Why?
Šumawka means “the tall one.”
The name comes from the Chumash language, chosen to honor both the height of the tree it came from and the enduring spirit of the land where it was found. It is not a poetic invention. It is a recognition.
This staff’s journey began in 1972.
A seventeen-year-old boy was camping near Vandenberg Air Force Base, just outside Lompoc, California. The coastal hills were familiar then—windswept eucalyptus groves, dry soil, salt air drifting inland. On the ground, he found a branch that stood out immediately. It was weathered, twisted by time, and taller than most.
He stripped the bark by hand. He fire-hardened the tip in campfire coals. He honed it against sandy soil. There was no ceremony, no intent to preserve history—only use.
What began as a hiking staff became something else entirely.
It stayed.
Fifty years later, that same staff was reborn as Šumawka—a preserved symbol of strength, silence, and the long path walked without witnesses.
The Chumash People — The Name Givers
Long before missiles launched from Vandenberg and highways carved through California’s coast, the Chumash people lived on this land.
Their territory stretched from the beaches of Malibu north through Santa Barbara and Lompoc, reaching inland to the valleys of San Luis Obispo. They were skilled artisans, master canoe builders, and participants in one of the most sophisticated trade networks in pre-colonial North America.
Their culture was rooted in relationship—with land, sea, and sky.
Their language, once fractured by time and policy, is being revitalized today. It endures.
The name Šumawka draws from the Chumash root šumaw, meaning “tree.” The suffix -ka adds emphasis—height, stature, reverence.
Together, the word does not describe an object.
It describes presence.
How It Is Spoken
Šumawka is pronounced in three syllables:
SHOO–maw–kah
The “š” carries a soft “sh,” like shoe.
The “u” is a long “oo.”
“Maw” opens like a lion’s jaw.
“Ka” closes gently—not sharp, not forced.
Spoken aloud, it has a cadence that feels older than instruction.
Like something carved into stone and carried by wind.
The Tree — The One It Was Born From
The staff itself comes from eucalyptus.
Though native to Australia, eucalyptus trees were introduced to California in the mid-1800s. By the early twentieth century, they were planted heavily near coastlines and military bases—for windbreaks, erosion control, and rail construction.
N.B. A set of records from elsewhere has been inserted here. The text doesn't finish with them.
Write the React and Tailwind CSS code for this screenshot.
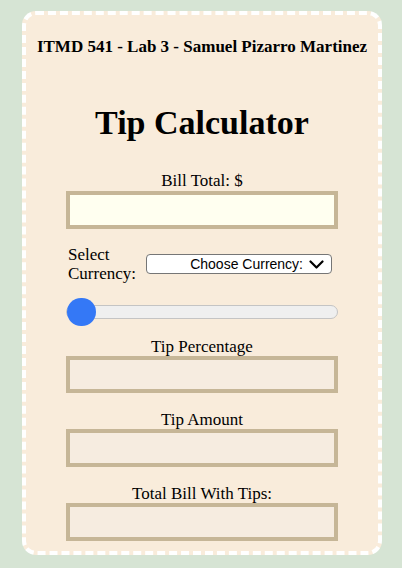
export default function App() {
  return (
    <div className="w-[402px] h-[568px] bg-[#d6e4d4] pt-[11px] overflow-hidden" style={{ fontFamily: '"Liberation Serif", "Times New Roman", serif' }}>
      <div className="ml-[22px] w-[360px] h-[544px] bg-[#f9ecdb] border-[4px] border-dashed border-white rounded-[14px] flex flex-col items-center text-black">
        <div className="mt-[22px] text-[17px] leading-[20px] font-bold whitespace-nowrap">ITMD 541 - Lab 3 - Samuel Pizarro Martinez</div>
        <div className="mt-[46px] text-[34px] leading-[39px] font-bold">Tip Calculator</div>
        <div className="mt-[29px] text-[17px] leading-[19px]">Bill Total: $</div>
        <div className="mt-[1px] w-[272px] h-[38px] border-[4px] border-[#c6b697] bg-[#fffff0]"></div>
        <div className="mt-[16px] w-[352px] pl-[42px] flex items-center">
          <div className="w-[78px] text-[17px] leading-[19px]">Select<br />Currency:</div>
          <div className="w-[186px] h-[20px] bg-white border border-[#767676] rounded-[4px] flex items-center justify-end pr-[7px] gap-[6px]" style={{ fontFamily: '"Liberation Sans", Arial, sans-serif' }}>
            <span className="text-[14px] leading-[16px] text-black">Choose Currency:</span>
            <svg width="15" height="9" viewBox="0 0 15 9"><path d="M1.5 1.5 L7.5 7.5 L13.5 1.5" fill="none" stroke="#000" strokeWidth="2.2" strokeLinecap="round" strokeLinejoin="round" /></svg>
          </div>
        </div>
        <div className="mt-[15px] w-[272px] h-[28px] relative flex items-center">
          <div className="w-full h-[14px] rounded-full bg-[#efefef] border border-[#c4c4c4]"></div>
          <div className="absolute left-[1px] top-0 w-[29px] h-[28px] rounded-full bg-[#3478f6]"></div>
        </div>
        <div className="mt-[11px] text-[17px] leading-[19px]">Tip Percentage</div>
        <div className="w-[272px] h-[37px] border-[4px] border-[#c6b697] bg-[#f6ece0]"></div>
        <div className="mt-[17px] text-[17px] leading-[19px]">Tip Amount</div>
        <div className="w-[272px] h-[38px] border-[4px] border-[#c6b697] bg-[#f6ece0]"></div>
        <div className="mt-[17px] text-[17px] leading-[19px]">Total Bill With Tips:</div>
        <div className="w-[272px] h-[38px] border-[4px] border-[#c6b697] bg-[#f6ece0]"></div>
      </div>
    </div>
  );
}
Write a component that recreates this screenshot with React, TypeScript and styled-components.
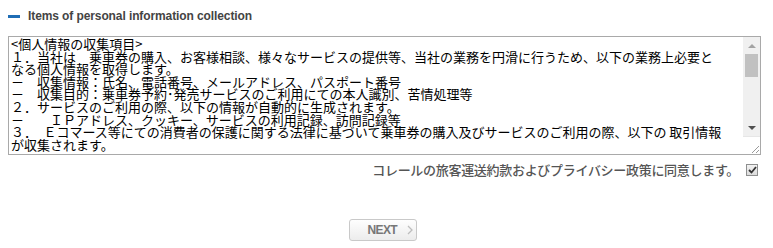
import React from "react";
import styled, { createGlobalStyle } from "styled-components";

const GlobalStyle = createGlobalStyle`
  body {
    margin: 0;
    background: #fff;
  }
`;

const Page = styled.div`
  padding: 8px 12px 0 8px;
  font-family: "Liberation Sans", Arial, sans-serif;
`;

const TitleRow = styled.div`
  display: flex;
  align-items: center;
  height: 16px;
`;

const TitleDash = styled.span`
  width: 12px;
  height: 3px;
  background: #1f6db5;
  margin-right: 8px;
`;

const Title = styled.h3`
  margin: 0;
  font-size: 12px;
  font-weight: bold;
  color: #444;
  letter-spacing: -0.1px;
`;

const TermsBox = styled.div`
  display: flex;
  box-sizing: border-box;
  height: 119px;
  margin-top: 12px;
  border: 1px solid #a9a9a9;
  background: #fff;
`;

const TermsText = styled.div`
  flex: 1;
  padding: 1px 2px;
  overflow: hidden;
  white-space: pre-wrap;
  font-family: "Noto Sans CJK JP", "DejaVu Sans", sans-serif;
  font-size: 13px;
  line-height: 12.6px;
  color: #000;
`;

const ScrollBar = styled.div`
  width: 17px;
  display: flex;
  flex-direction: column;
`;

const ScrollTrack = styled.div`
  flex: 1;
  display: flex;
  flex-direction: column;
  background: #f0f0f0;
`;

const ScrollButton = styled.div<{ $down?: boolean; $disabled?: boolean }>`
  height: 17px;
  display: flex;
  align-items: center;
  justify-content: center;
  &::before {
    content: "";
    border-left: 4px solid transparent;
    border-right: 4px solid transparent;
    ${(p) =>
      p.$down
        ? `border-top: 4px solid ${p.$disabled ? "#a3a3a3" : "#505050"};`
        : `border-bottom: 4px solid ${p.$disabled ? "#a3a3a3" : "#505050"};`}
  }
`;

const ScrollThumb = styled.div`
  height: 23px;
  margin: 0 2px;
  background: #c1c1c1;
`;

const ScrollSpacer = styled.div`
  flex: 1;
`;

const Resizer = styled.div`
  height: 17px;
  background: #fff;
  border-top: 1px solid #e6e6e6;
  display: flex;
  align-items: flex-end;
  justify-content: flex-end;
`;

const AgreeRow = styled.div`
  display: flex;
  justify-content: flex-end;
  align-items: center;
  gap: 7px;
  height: 16px;
  margin-top: 7px;
  padding-right: 3px;
`;

const AgreeText = styled.span`
  font-family: "Noto Sans CJK JP", "Noto Sans", sans-serif;
  font-size: 13px;
  line-height: 16px;
  font-weight: 500;
  letter-spacing: -0.3px;
  color: #555;
`;

const CheckBox = styled.span`
  box-sizing: border-box;
  width: 12px;
  height: 12px;
  border: 1px solid #8e8f8f;
  background: linear-gradient(#f2f2f2, #dcdcdc);
  display: flex;
  align-items: center;
  justify-content: center;
`;

const ButtonRow = styled.div`
  display: flex;
  justify-content: center;
  margin-top: 41px;
  padding-right: 4px;
`;

const NextButton = styled.button`
  box-sizing: border-box;
  width: 68px;
  height: 22px;
  display: inline-flex;
  align-items: center;
  padding: 0 0 0 18px;
  border: 1px solid #c9c9c9;
  border-radius: 3px;
  background: linear-gradient(#fefefe, #ececec);
  color: #777;
  font-family: "Liberation Sans", Arial, sans-serif;
  font-size: 12px;
  font-weight: bold;
  letter-spacing: -0.6px;
  svg {
    margin-left: 10px;
  }
`;

const terms = `<個人情報の収集項目>
１．当社は　乗車券の購入、お客様相談、様々なサービスの提供等、当社の業務を円滑に行うため、以下の業務上必要と
なる個人情報を取得します。
－　収集情報：氏名、電話番号、メールアドレス、パスポート番号
－　収集目的：乗車券予約･発売サービスのご利用にての本人識別、苦情処理等
２．サービスのご利用の際、以下の情報が自動的に生成されます。
－　　ＩＰアドレス、クッキー、サービスの利用記録、訪問記録等
３．　Ｅコマース等にての消費者の保護に関する法律に基づいて乗車券の購入及びサービスのご利用の際、以下の 取引情報
が収集されます。`;

const App = () => {
  return (
    <Page>
      <GlobalStyle />
      <TitleRow>
        <TitleDash />
        <Title>Items of personal information collection</Title>
      </TitleRow>
      <TermsBox>
        <TermsText>{terms}</TermsText>
        <ScrollBar>
          <ScrollTrack>
            <ScrollButton $disabled />
            <ScrollThumb />
            <ScrollSpacer />
            <ScrollButton $down />
          </ScrollTrack>
          <Resizer>
            <svg width="10" height="10" viewBox="0 0 10 10">
              <path d="M9 2 L2 9 M9 6 L6 9" stroke="#9a9a9a" strokeWidth="1" />
            </svg>
          </Resizer>
        </ScrollBar>
      </TermsBox>
      <AgreeRow>
        <AgreeText>コレールの旅客運送約款およびプライバシー政策に同意します。</AgreeText>
        <CheckBox>
          <svg width="9" height="8" viewBox="0 0 9 8">
            <path d="M1 4 L3.5 6.5 L8 1" fill="none" stroke="#333" strokeWidth="1.8" />
          </svg>
        </CheckBox>
      </AgreeRow>
      <ButtonRow>
        <NextButton type="button">
          NEXT
          <svg width="6" height="10" viewBox="0 0 6 10">
            <path d="M1 1 L5 5 L1 9" fill="none" stroke="#bdbdbd" strokeWidth="1.3" />
          </svg>
        </NextButton>
      </ButtonRow>
    </Page>
  );
};

export default App;
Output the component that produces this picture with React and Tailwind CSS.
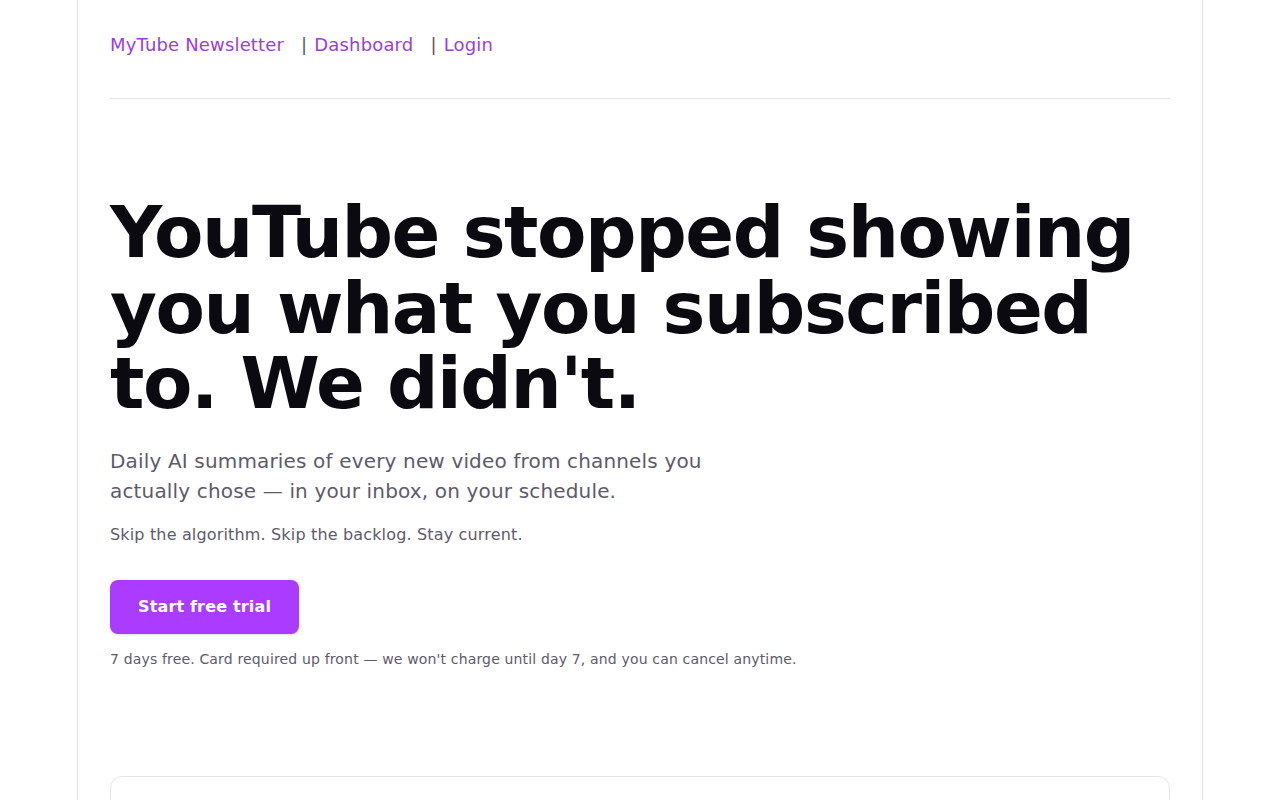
export default function App() {
  return (
    <div className="min-h-screen bg-white">
      <div className="mx-auto w-[1126px] min-h-screen border-x border-[#e5e5e8] px-8 font-['DejaVu_Sans',sans-serif] tracking-[0.01em]">
        <nav className="flex items-center pt-[31px] pb-[40px] leading-[27px] border-b border-[#e5e5e8] text-[18px] text-[#9b3de0]">
          <a href="#" className="text-[#9b3de0]">MyTube Newsletter</a>
          <span className="ml-[17px] text-[#5b5766]">|</span>
          <a href="#" className="ml-[7px] text-[#9b3de0]">Dashboard</a>
          <span className="ml-[17px] text-[#5b5766]">|</span>
          <a href="#" className="ml-[7px] text-[#9b3de0]">Login</a>
        </nav>

        <section className="pt-[96px] pb-[106px]">
          <h1 className="text-[72px] font-bold leading-[1.05] tracking-[-0.02em] text-[#0b0a10]">
            YouTube stopped showing you what you subscribed to. We didn't.
          </h1>
          <p className="mt-[24px] max-w-[640px] text-[20px] leading-[30px] text-[#5e5a6b]">
            Daily AI summaries of every new video from channels you actually chose — in your inbox, on your schedule.
          </p>
          <p className="mt-[17px] text-[16px] text-[#5e5a6b]">
            Skip the algorithm. Skip the backlog. Stay current.
          </p>
          <button className="mt-[33px] h-[54px] w-[189px] rounded-lg bg-[#aa3bff] text-[16px] font-bold text-white shadow-sm">
            Start free trial
          </button>
          <p className="mt-[15px] text-[14px] text-[#5e5a6b]">
            7 days free. Card required up front — we won't charge until day 7, and you can cancel anytime.
          </p>
        </section>

        <div className="h-[200px] rounded-xl border border-[#e5e5e8]"></div>
      </div>
    </div>
  );
}
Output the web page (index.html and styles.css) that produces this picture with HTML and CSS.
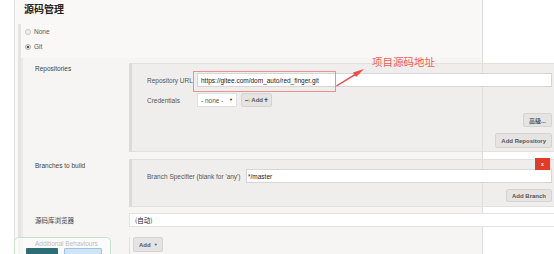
FILE: index.html
```html
<!DOCTYPE html>
<html lang="zh">
<head>
<meta charset="utf-8">
<title>源码管理</title>
<link rel="stylesheet" href="styles.css">
</head>
<body>
<div class="panel">
  <h2 class="title">源码管理</h2>
  <div class="scm">
    <div class="radio"><span class="dot"></span>None</div>
    <div class="radio"><span class="dot on"></span>Git</div>
    <div class="git">
      <div class="row">
        <div class="lbl">Repositories</div>
        <div class="box repo-box">
          <div class="fields repo-fields">
            <div class="flbl">Repository URL</div>
            <div class="input">https://gitee.com/dom_auto/red_finger.git</div>
            <div class="flbl">Credentials</div>
            <div class="cred">
              <div class="select">- none -<span class="caret">&#9660;</span></div>
              <button class="btn addkey"><svg width="9" height="5" viewBox="0 0 9 5"><rect x="0" y="1.6" width="5.5" height="1.8" fill="#3a78c2"/><circle cx="6.8" cy="2.5" r="2" fill="#f2c230"/></svg>Add<span class="plus">&#10010;</span></button>
            </div>
          </div>
          <div class="actions">
            <button class="btn">高级...</button>
            <button class="btn tall">Add Repository</button>
          </div>
        </div>
      </div>
      <div class="row branches">
        <div class="lbl">Branches to build</div>
        <div class="box branch-box">
          <button class="del">x</button>
          <div class="fields branch-fields">
            <div class="flbl">Branch Specifier (blank for 'any')</div>
            <div class="input spec">*/master</div>
          </div>
          <div class="actions">
            <button class="btn">Add Branch</button>
          </div>
        </div>
      </div>
      <div class="row browser">
        <div class="lbl cn">源码库浏览器</div>
        <div class="input wide">(自动)</div>
      </div>
      <div class="row behaviours">
        <div class="lbl">Additional Behaviours</div>
        <div class="addcell"><button class="btn addbtn">Add <span class="dd">&#9660;</span></button></div>
      </div>
    </div>
  </div>
</div>

<div class="mark"></div>
<svg class="arrow" width="40" height="24" viewBox="0 0 40 24">
  <polygon points="1,20.5 19,9.2 18,7.6 29,4 21,12 20,10.6 1.8,21.6" fill="#f04a4a"/>
</svg>
<div class="note">项目源码地址</div>

<div class="popup">
  <span class="pb teal"></span>
  <span class="pb light"></span>
</div>
</body>
</html>
```
FILE: styles.css
```css
html, body {
  margin: 0;
  padding: 0;
  width: 554px;
  height: 254px;
  overflow: hidden;
  background: #fff;
}
body {
  position: relative;
  font-family: "Liberation Sans", Arial, "Noto Sans CJK SC", sans-serif;
  font-size: 6.5px;
  color: #444;
}
.panel {
  position: relative;
  margin-left: 14px;
  width: 467px;
  height: 254px;
  overflow: visible;
  background: #f9f8f7;
  border-left: 1px solid #e4e3e1;
}
.panel::after {
  content: "";
  position: absolute;
  left: 467px;
  top: 0;
  bottom: 0;
  width: 1px;
  background: #dedddb;
  z-index: 1;
}
.title {
  margin: 0 0 9px;
  padding: 3px 0 0 9px;
  font: bold 10px/12px "Noto Sans CJK SC", sans-serif;
  color: #222;
}
.scm {
  margin-left: 3px;
  border-left: 3px solid #e5e4e2;
}
.radio {
  display: flex;
  align-items: center;
  gap: 3px;
  height: 15px;
  padding-left: 4px;
  color: #555;
}
.dot {
  width: 6px;
  height: 6px;
  box-sizing: border-box;
  border-radius: 50%;
  border: 1px solid #c4c4c4;
  background: #efefef;
}
.dot.on {
  background: radial-gradient(circle, #555 0 1.3px, #eee 1.6px);
  border-color: #aaa;
}
.git {
  margin-top: 4px;
  padding-top: 5px;
  border-left: 2px solid #ebeae8;
  background: #f6f5f3;
}
.row {
  display: grid;
  grid-template-columns: 106px 427px;
}
.lbl {
  padding: 2px 0 0 12px;
  line-height: 8px;
  color: #444;
}
.lbl.cn {
  font-family: "Noto Sans CJK SC", sans-serif;
  font-size: 6.5px;
}
.box {
  position: relative;
  box-sizing: border-box;
  background: #efeeec;
  border-top: 1px solid #e2e1df;
  border-bottom: 1px solid #e2e1df;
  border-left: 3px solid #dbdad8;
  padding: 9px 4px 3px 15px;
}
.fields {
  display: grid;
  row-gap: 6px;
  align-items: center;
}
.repo-fields { grid-template-columns: 50px 1fr; }
.branch-fields { grid-template-columns: 99px 1fr; }
.flbl {
  color: #555;
  white-space: nowrap;
}
.input {
  position: relative;
  z-index: 2;
  box-sizing: border-box;
  height: 14px;
  display: flex;
  align-items: center;
  padding-left: 3px;
  background: #fff;
  border: 1px solid #d6d6d6;
  color: #222;
}
.input.spec { padding-left: 1px; }
.cred {
  display: flex;
  gap: 4px;
  height: 14px;
}
.select {
  box-sizing: border-box;
  width: 40px;
  height: 14px;
  display: flex;
  align-items: center;
  padding-left: 3px;
  background: #fff;
  border: 1px solid #e0e0e0;
  color: #555;
  position: relative;
}
.caret {
  position: absolute;
  right: 3px;
  top: 3px;
  font-size: 4px;
  color: #222;
}
.btn {
  position: relative;
  z-index: 2;
  box-sizing: border-box;
  height: 14px;
  padding: 0 5px;
  font: bold 6px "Liberation Sans", Arial, "Noto Sans CJK SC", sans-serif;
  color: #555;
  background: #e5e4e2;
  border: 1px solid #d5d4d2;
  border-radius: 2px;
  display: inline-flex;
  align-items: center;
  gap: 1px;
}
.btn.tall { height: 15px; }
.addkey {
  width: 31px;
  padding: 0 3px;
  gap: 1px;
}
.plus {
  font-size: 4px;
  color: #444;
}
.actions {
  display: flex;
  flex-direction: column;
  align-items: flex-end;
  gap: 6px;
  margin-top: 6px;
}
.branches { margin-top: 7px; }
.branches .lbl { padding-top: 3px; }
.branch-box { padding-bottom: 4px; }
.branch-box .btn { height: 13px; }
.del {
  position: absolute;
  z-index: 3;
  top: -2px;
  right: 6px;
  width: 15px;
  height: 12px;
  padding: 0;
  border: 0;
  background: #e33b25;
  color: #fff;
  font: bold 5px/11px "Liberation Sans", Arial, sans-serif;
}
.browser {
  margin-top: 6px;
  align-items: center;
}
.browser .lbl { padding-top: 0; }
.input.wide {
  padding-left: 5px;
  border-color: #e2e2e2;
  font-family: "Noto Sans CJK SC", sans-serif;
}
.behaviours {
  margin-top: 10px;
  height: 17px;
}
.behaviours .lbl { padding-top: 3px; }
.addcell {
  border-left: 1px solid #e2e1df;
  padding-left: 3px;
}
.addbtn {
  height: 15px;
  width: 30px;
  gap: 3px;
}
.dd { font-size: 4px; }

/* annotation overlay */
.mark {
  position: absolute;
  left: 193px;
  top: 71px;
  width: 141px;
  height: 19px;
  border: 1px solid #ee9090;
  z-index: 5;
}
.arrow {
  position: absolute;
  left: 335px;
  top: 65px;
  z-index: 5;
}
.note {
  position: absolute;
  left: 372px;
  top: 55px;
  font: 10.5px/14px "Noto Sans CJK SC", sans-serif;
  color: #f25a5a;
  z-index: 5;
}
.popup {
  position: absolute;
  left: 14px;
  top: 237px;
  width: 95px;
  height: 17px;
  overflow: hidden;
  border: 1px solid #c9e3cb;
  border-bottom: 0;
  border-radius: 5px 5px 0 0;
  background: rgba(255, 255, 255, 0.62);
  z-index: 6;
}
.pb {
  position: absolute;
  top: 10px;
  height: 10px;
  box-sizing: border-box;
  border-radius: 1px;
}
.pb.teal {
  left: 11px;
  width: 32px;
  background: #2c6e74;
}
.pb.light {
  left: 49px;
  width: 38px;
  background: #cfe3f2;
  border: 1px solid #9cc3df;
}
```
Around Lompoc and Vandenberg, they grew tall and strange. Their scent, their shade, their bark—all now woven into the memory of the land.
That is where Šumawka took shape.
The Walk
Šumawka was never decorative.
It was carried across alpine ridges above timberline and through desert heat below sea level. It steadied knees in narrow canyons. It stirred coals in campfires where silence said more than words.
It leaned against pines, redwoods, fence posts, and walls. It was never forgotten. Never ornamental.
In times of peace, it was a walking staff.
In times of trial, it was a spine.
A quiet sentinel through decades of becoming.
Something to lean on—
and something to know would always be there.
For me.
Šumawka — The Staff That Props Me
Šumawka is a union of worlds:
a native name and an adopted form.
Fire-tested.
Hand-forged.
Spirit-named.
It has walked the High Sierras.
It has stood in silent defiance.
It now bears the weight of legacy.
My spirit walks with Šumawka—
a six-foot staff and a six-foot-five, seventy-one-year-old pathfinder.
The tall trees of life still stand.
and in this build
“The Faust Baseline”…both legacies stand as one.